Dat bosplan van de Vlaamse regering is ambitieus: 4 000 hectare nieuw bos tegen 2024 en 10 000 hectare tegen 2030. Samenwerking, op alle niveaus, is het sleutelwoord om deze doelstelling waar te maken. Het bosplan is door alle meerderheidspartijen goedgekeurd. Die politieke wil moet zich ook lokaal manifesteren. Ik denk niet dat het de bedoeling is dat wij in West-Vlaanderen 0 hectare realiseren van de beoogde 4 000.

Het argument ‘we zijn bij uitstek een landbouwprovincie’ mag geen excuus zijn om het in West-Vlaanderen dan maar zo te laten. En nee, ik heb niet de intentie om de boeren van hun grond te jagen. Er is in West-Vlaanderen 4 000 (vierduizend!) hectare grond met het label ‘groene bestemming’, grond waarvan die bestemming op vandaag nog niet is gerealiseerd. Laat ons daarmee beginnen, met de concrete ontwikkeling van die bestemming. Dat zou ons al een heel eind ver kunnen brengen.

Ik kijk ook naar onze provinciale domeinen. Van de 2 000 hectare is 70% bebost. Uitbreiding en verdere ontwikkeling van deze domeinen is al sinds 1963 (jawel) onze ambitie. Dat ontwikkelingsbeleid steunt op vier pijlers: bescherming van de bestaande bossen (op Vlaams niveau mag men hier best wat meer op inzetten), de herbebossing, de openstelling voor publiek en het verwerven van bijkomende groen- en recreatiegebieden.

Een actief aankoopbeleid resulteert in een jaarlijkse gemiddelde uitbreiding van 30 hectare. De focus ligt natuurlijk niet enkel op uitbreiding van het bosareaal. We houden rekening met de biotopen en de diversiteit van het landschap. Een mooi voorbeeld is de uitbreiding van de Gavers. Van de 20 hectare is er 6 hectare bos. De rest is overstromingsgebied. Er worden ook zones voorzien voor jeugdkampen en natuurontwikkeling, of voor herstel van historische landschappen zoals in dit geval het meersenlandschap. Het is een en-en-verhaal.

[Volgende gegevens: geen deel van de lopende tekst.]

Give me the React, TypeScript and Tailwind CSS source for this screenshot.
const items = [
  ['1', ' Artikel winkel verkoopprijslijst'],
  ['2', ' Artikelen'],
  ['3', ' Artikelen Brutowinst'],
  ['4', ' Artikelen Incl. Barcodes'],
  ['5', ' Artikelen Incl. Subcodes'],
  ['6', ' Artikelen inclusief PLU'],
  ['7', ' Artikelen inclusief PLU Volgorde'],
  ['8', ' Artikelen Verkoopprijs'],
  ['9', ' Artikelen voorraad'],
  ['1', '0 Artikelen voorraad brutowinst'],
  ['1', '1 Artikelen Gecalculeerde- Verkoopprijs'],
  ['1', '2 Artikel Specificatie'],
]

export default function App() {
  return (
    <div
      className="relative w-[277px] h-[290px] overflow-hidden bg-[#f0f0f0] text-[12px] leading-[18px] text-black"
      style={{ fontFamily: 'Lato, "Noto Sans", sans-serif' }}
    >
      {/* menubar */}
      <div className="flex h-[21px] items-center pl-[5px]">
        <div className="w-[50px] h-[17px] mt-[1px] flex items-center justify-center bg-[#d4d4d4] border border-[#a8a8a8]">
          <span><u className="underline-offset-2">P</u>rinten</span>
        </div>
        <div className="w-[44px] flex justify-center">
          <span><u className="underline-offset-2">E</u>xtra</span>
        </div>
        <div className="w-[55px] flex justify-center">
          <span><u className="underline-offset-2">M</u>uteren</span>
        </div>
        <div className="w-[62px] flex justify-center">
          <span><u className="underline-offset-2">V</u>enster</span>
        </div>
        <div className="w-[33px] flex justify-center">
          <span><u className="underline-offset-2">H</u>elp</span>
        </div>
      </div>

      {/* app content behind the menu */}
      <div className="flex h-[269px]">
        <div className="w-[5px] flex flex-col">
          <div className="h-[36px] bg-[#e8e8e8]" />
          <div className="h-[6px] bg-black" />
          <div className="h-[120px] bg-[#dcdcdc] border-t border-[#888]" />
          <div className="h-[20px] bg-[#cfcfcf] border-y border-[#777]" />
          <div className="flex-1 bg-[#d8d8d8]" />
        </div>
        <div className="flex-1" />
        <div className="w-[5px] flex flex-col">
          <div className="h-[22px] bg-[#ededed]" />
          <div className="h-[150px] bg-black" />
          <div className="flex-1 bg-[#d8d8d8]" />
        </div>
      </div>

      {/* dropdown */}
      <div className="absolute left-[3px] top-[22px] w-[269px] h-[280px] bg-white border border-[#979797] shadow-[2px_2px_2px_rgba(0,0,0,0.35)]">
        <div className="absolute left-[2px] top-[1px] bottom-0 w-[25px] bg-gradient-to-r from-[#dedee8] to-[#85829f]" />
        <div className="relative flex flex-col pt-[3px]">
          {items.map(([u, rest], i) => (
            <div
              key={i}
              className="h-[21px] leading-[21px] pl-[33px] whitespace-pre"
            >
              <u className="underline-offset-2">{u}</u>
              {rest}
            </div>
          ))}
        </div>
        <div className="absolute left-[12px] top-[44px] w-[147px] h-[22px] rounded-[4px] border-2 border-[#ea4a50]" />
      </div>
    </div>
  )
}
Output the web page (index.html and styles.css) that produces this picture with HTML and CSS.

(lees verder onder de illustratie)

Wie engageert zich voor hoeveel hectare?

Als provincie zijn we partner in de Bosgroepen (in West-Vlaanderen goed voor 800 leden en 5000 ha privaat bos). Ik ben zelf voorzitter van Regionaal Landschap Westhoek. Deze organisaties vormen een belangrijke schakel in de bosuitbreidingsplannen van de Vlaamse Regering. Met de Bosgroepen starten we nog dit jaar een werkgroep. Hier zetten we in op een aanzienlijke uitbreiding van het privé bosareaal.

En het moet niet alleen gaan over grootschalige bosuitbreiding. Een klein bosje draagt ook bij tot het geheel. We zetten onze schouders onder campagnes als ‘Klimaatbomen’, het initiatief van Bart Somers, specifiek gericht op steden en gemeenten. De doelstelling: één klimaatboom per inwoner. Met het Regionaal Landschap dienden we een project in waarbij we twaalf lokale besturen helpen bij de opmaak van een kansenkaart. We gaan na op welke openbare domeinen er bomen kunnen aangeplant worden. Een kleine enquête leerde ons dat al zeker de helft van de West-Vlaamse gemeenten zou willen deelnemen aan dit initiatief. Van lokaal draagvlak gesproken …

Ik hou dus wel van mondelinge vragen in de provincieraad. Het triggert me om de puntjes op de i te zetten. En ik durf afsluiten met een kleine randbemerking. Als het gaat over ‘knabbelen aan landbouwgronden’, wordt er steeds met de vinger gewezen naar de ‘bosuitbreiders’. Maar ik hoorde nog nooit een vraag over de ‘verpaarding’, de vele hectaren landbouwgrond die nagenoeg geruisloos in handen komen van de paardenfokkers. Dit is geen probleem, maar een uitdaging, een opportuniteit, stelt men dan.

Wie ben ik om dat te ontkennen? Misschien is het wijs om bij het uitwerken van een vraag rond bosuitbreiding de analyse ook eens op die manier te maken. Waar liggen de opportuniteiten? Wat zijn de positieve elementen van bosuitbreiding? Het zou de vaak overtrokken redenering van ‘bos ten nadele van landbouwgrond’ wel eens in een ander perspectief kunnen plaatsen.